Image courtesy of Dark Horse Comics
This book, by Cullen Bunn, Miguel Valderrama, Jason Wordie (not the letterer, which I feel is a missed opportunity), and Frank Cvetkovic follows a trauma team In the Cyberpunk 2077 setting – primarily one of the medics named Nadia. It opens with a psych eval on Nadia mostly in "voice over" during her last mission, but occasionally we see her in the evaluation room with all the screens, cables, and testing equipment you'd expect from the setting. You find out that Nadia is a little dead inside throughout the interview, or at least more jaded than when she started. She wanted to help people. Now it's just a job. You can feel how affected she is in the dialog between her and the evaluator. Surprise! The evaluator doesn't really care as long as she can do the job.

She’s being evaluated because the last job she was on went WAY south and she was the only one to make it out alive. She held out until the backup showed up and kept the client alive. Big win as far as the company is concerned. She is cleared to go back to work.

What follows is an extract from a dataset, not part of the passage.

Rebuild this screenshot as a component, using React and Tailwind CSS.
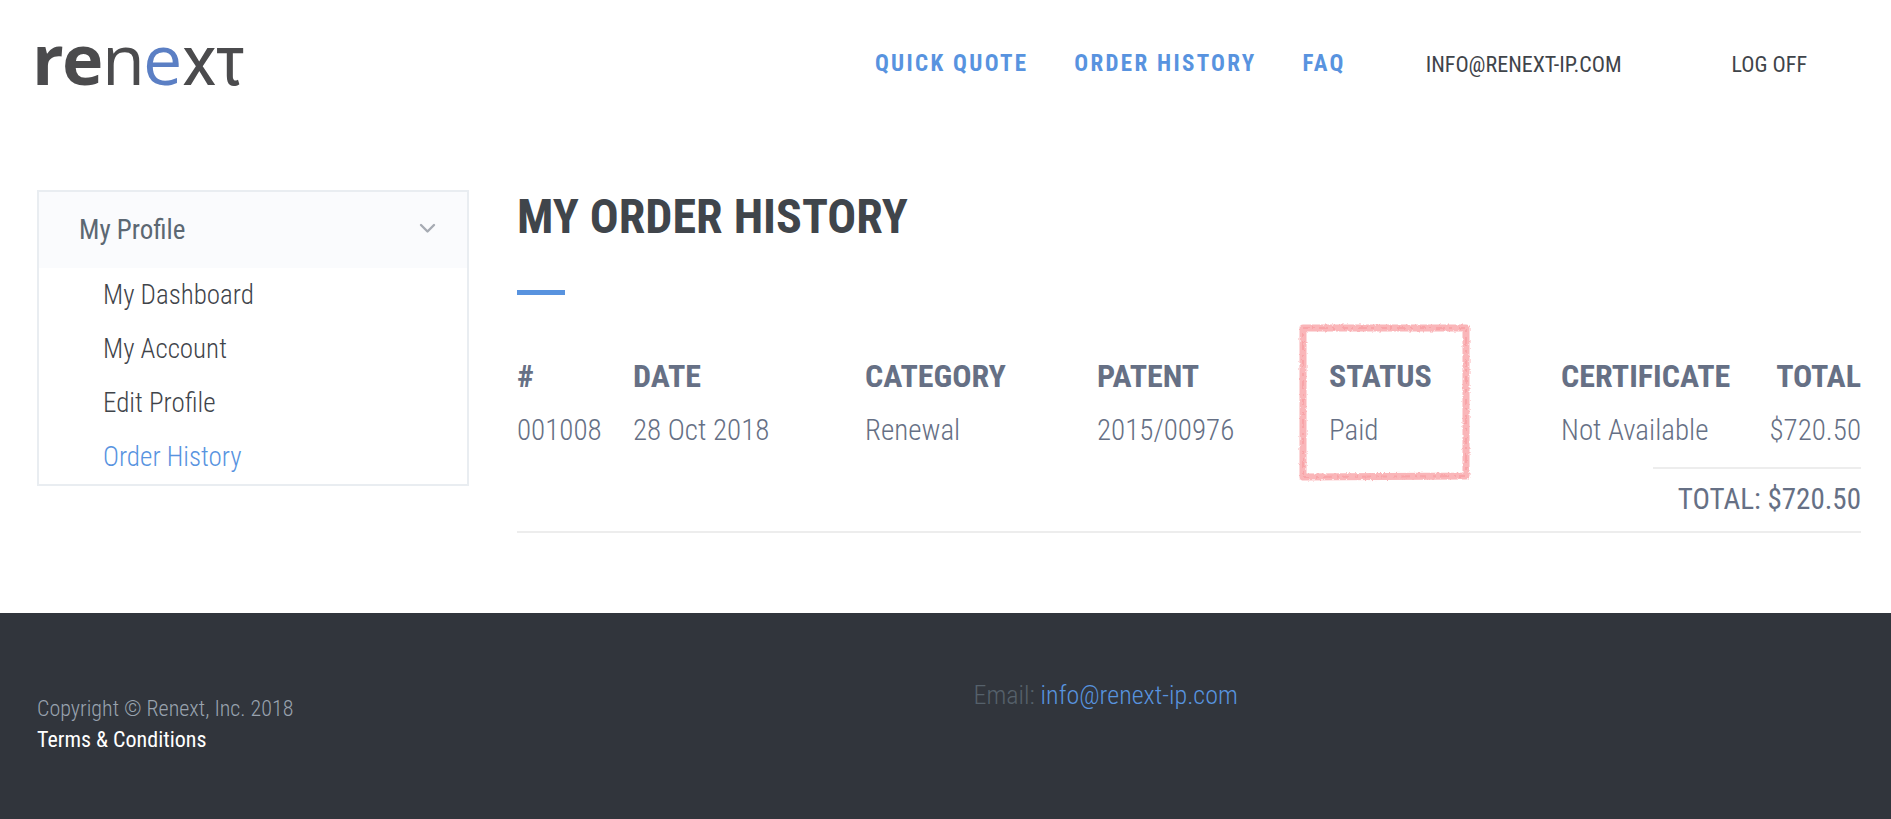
import React from "react";

const NAV_LINKS = ["Quick Quote", "Order History", "FAQ"];

const PROFILE_LINKS = [
  { label: "My Dashboard" },
  { label: "My Account" },
  { label: "Edit Profile" },
  { label: "Order History", active: true },
];

const ORDERS = [
  {
    id: "001008",
    date: "28 Oct 2018",
    category: "Renewal",
    patent: "2015/00976",
    status: "Paid",
    certificate: "Not Available",
    total: "$720.50",
  },
];

function Logo() {
  return (
    <a href="#" aria-label="renext" className="block">
      <svg width="230" height="112" viewBox="0 0 230 112" className="block font-['Open_Sans',sans-serif]" fontSize="70" fill="#4b4b4d">
        <text y="77">
          <tspan x="3" fontWeight="700">r</tspan>
          <tspan x="33" fontWeight="700">e</tspan>
          <tspan x="73">n</tspan>
          <tspan x="114" fill="#5b7fc4">e</tspan>
          <tspan x="153" className="font-[Roboto,sans-serif]">x</tspan>
          <tspan x="185" className="font-['Roboto_Condensed',sans-serif]">τ</tspan>
        </text>
      </svg>
    </a>
  );
}

function Header() {
  return (
    <header className="flex items-center justify-between pl-[29px] pr-[84px] pt-2">
      <Logo />
      <div className="flex items-center uppercase">
        <nav className="flex gap-[46px] text-[23px] font-bold tracking-widest text-[#5893df]">
          {NAV_LINKS.map((label) => (
            <a key={label} href="#">{label}</a>
          ))}
        </nav>
        <a href="#" className="ml-20 text-[22px] text-[#3f444a]">info@renext-ip.com</a>
        <a href="#" className="ml-[110px] text-[22px] text-[#3f444a]">Log Off</a>
      </div>
    </header>
  );
}

function ChevronIcon() {
  return (
    <svg width="24" height="22" viewBox="0 0 24 22" fill="none" stroke="#a6abb3" strokeWidth="2.4" strokeLinecap="round" strokeLinejoin="round" aria-hidden="true">
      <path d="M6 6L12.5 12.5L19 6" />
    </svg>
  );
}

function Sidebar() {
  return (
    <aside className="w-[432px] shrink-0 self-start border-2 border-[#e9edf1]">
      <button type="button" className="flex h-[76px] w-full items-center justify-between bg-[#fafbfd] pl-10 pr-7 text-[27px] text-[#5c6873]">
        My Profile
        <ChevronIcon />
      </button>
      <ul className="text-[27px] font-light leading-[54px]">
        {PROFILE_LINKS.map(({ label, active }) => (
          <li key={label}>
            <a href="#" className={active ? "block pl-16 text-[#5893df]" : "block pl-16 text-[#3f444a]"}>{label}</a>
          </li>
        ))}
      </ul>
    </aside>
  );
}

// Crayon-like frame around the status column
function StatusMarker() {
  return (
    <svg className="pointer-events-none absolute -left-2 -top-7" width="176" height="162" viewBox="0 0 176 162" fill="none" aria-hidden="true">
      <filter id="crayon" x="-5%" y="-5%" width="110%" height="110%">
        <feTurbulence type="fractalNoise" baseFrequency="0.4" numOctaves="3" seed="4" result="noise" />
        <feDisplacementMap in="SourceGraphic" in2="noise" scale="3" xChannelSelector="R" yChannelSelector="G" />
      </filter>
      <g filter="url(#crayon)" strokeLinejoin="round">
        <path d="M6 7H169V155L6 156Z" stroke="#fab6b9" strokeWidth="7" />
        <path d="M6 7H169V155L6 156Z" stroke="#f8a4a8" strokeWidth="2" strokeDasharray="6 3 2 5 9 4 3 7" />
      </g>
    </svg>
  );
}

function OrderTable() {
  return (
    <div className="-mr-6">
      <table className="w-full table-fixed whitespace-nowrap text-left leading-[54px] text-[#667085]">
        <colgroup>
          <col className="w-1/12" />
          <col className="w-2/12" />
          <col className="w-2/12" />
          <col className="w-2/12" />
          <col className="w-2/12" />
          <col className="w-2/12" />
          <col className="w-1/12" />
        </colgroup>
        <thead className="text-[32px] uppercase">
          <tr>
            <th className="pl-6">#</th>
            <th className="pl-6">Date</th>
            <th className="pl-6">Category</th>
            <th className="pl-6">Patent</th>
            <th className="relative pl-6">
              Status
              <StatusMarker />
            </th>
            <th className="pl-6">Certificate</th>
            <th className="pr-6 text-right">Total</th>
          </tr>
        </thead>
        <tbody className="text-[29px] font-light">
          {ORDERS.map((order) => (
            <tr key={order.id}>
              <td className="pl-6">{order.id}</td>
              <td className="pl-6">{order.date}</td>
              <td className="pl-6">{order.category}</td>
              <td className="pl-6">{order.patent}</td>
              <td className="pl-6">{order.status}</td>
              <td className="pl-6">{order.certificate}</td>
              <td className="pr-6 text-right">{order.total}</td>
            </tr>
          ))}
        </tbody>
      </table>
      <div className="ml-auto mr-6 mt-[10px] w-[208px] border-t-2 border-[#ededed] pb-0.5 text-right text-[29px] leading-[60px] text-[#667085]">
        TOTAL: $720.50
      </div>
    </div>
  );
}

function Footer() {
  return (
    <footer className="grid grow grid-cols-2 bg-[#31353c] px-[37px] font-light">
      <div className="pt-20 text-[22px] leading-[31px] text-[#99a3af]">
        <p>Copyright © Renext, Inc. 2018</p>
        <a href="#" className="font-normal text-white">Terms &amp; Conditions</a>
      </div>
      <p className="pl-7 pt-[66px] text-[26px] leading-8 text-[#56616b]">
        Email: <a href="#" className="text-[#5893df]">info@renext-ip.com</a>
      </p>
    </footer>
  );
}

export default function App() {
  return (
    <div className="flex min-h-screen flex-col bg-white font-['Roboto_Condensed','Liberation_Sans_Narrow',Roboto,sans-serif]">
      <Header />
      <main className="flex gap-6 pb-20 pl-[37px] pr-[30px] pt-[70px]">
        <Sidebar />
        <section className="min-w-0 grow">
          <h1 className="pl-6 text-5xl font-bold leading-[54px] text-[#40454b]">MY ORDER HISTORY</h1>
          <div className="mb-[54px] ml-6 mt-[46px] h-[5px] w-12 bg-[#5893df]" />
          <OrderTable />
          <div className="ml-6 border-t-2 border-[#ededed]" />
        </section>
      </main>
      <Footer />
    </div>
  );
}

The new job requires her new crew to go into an apartment complex in gang territory to rescue the client and it turns into a firefight. Nadia has some painful flashbacks where she sees her old team getting killed off and freezes up briefly. Getting back on track, she and the other medic rush to the client while the soldiery-types on the team cover them. They reach him and…it's one of the primary people that killed her old crew! Dun-dun-duuuuuuuun!

Highly recommend it if you're interested in cyberpunk tales at all.

High Point(s)

  • The pacing. This book feels like a movie in the best way. You can feel the camera moving and cutting from scene to scene most of the time.

Low Point(s)

  • Sometimes it's a little hard to keep track of people since the trauma team has pretty much the same uniform and helmet covering all their features.

 

The Editing

This is the shortest editing section I think I’ll ever have. I’ve got nothing to say. The cover is sharp, the pacing is excellent, no lettering mistakes. Nothing. This is an amazing issue.

It feels wrong to find nothing, so let’s get really nitpicky. The artist's name overlaps with the helmet on the cover which is a little weird and it’s a little hard to tell what action is happening from the end of page seven through page eight. Not impossible, just less clear than it could be.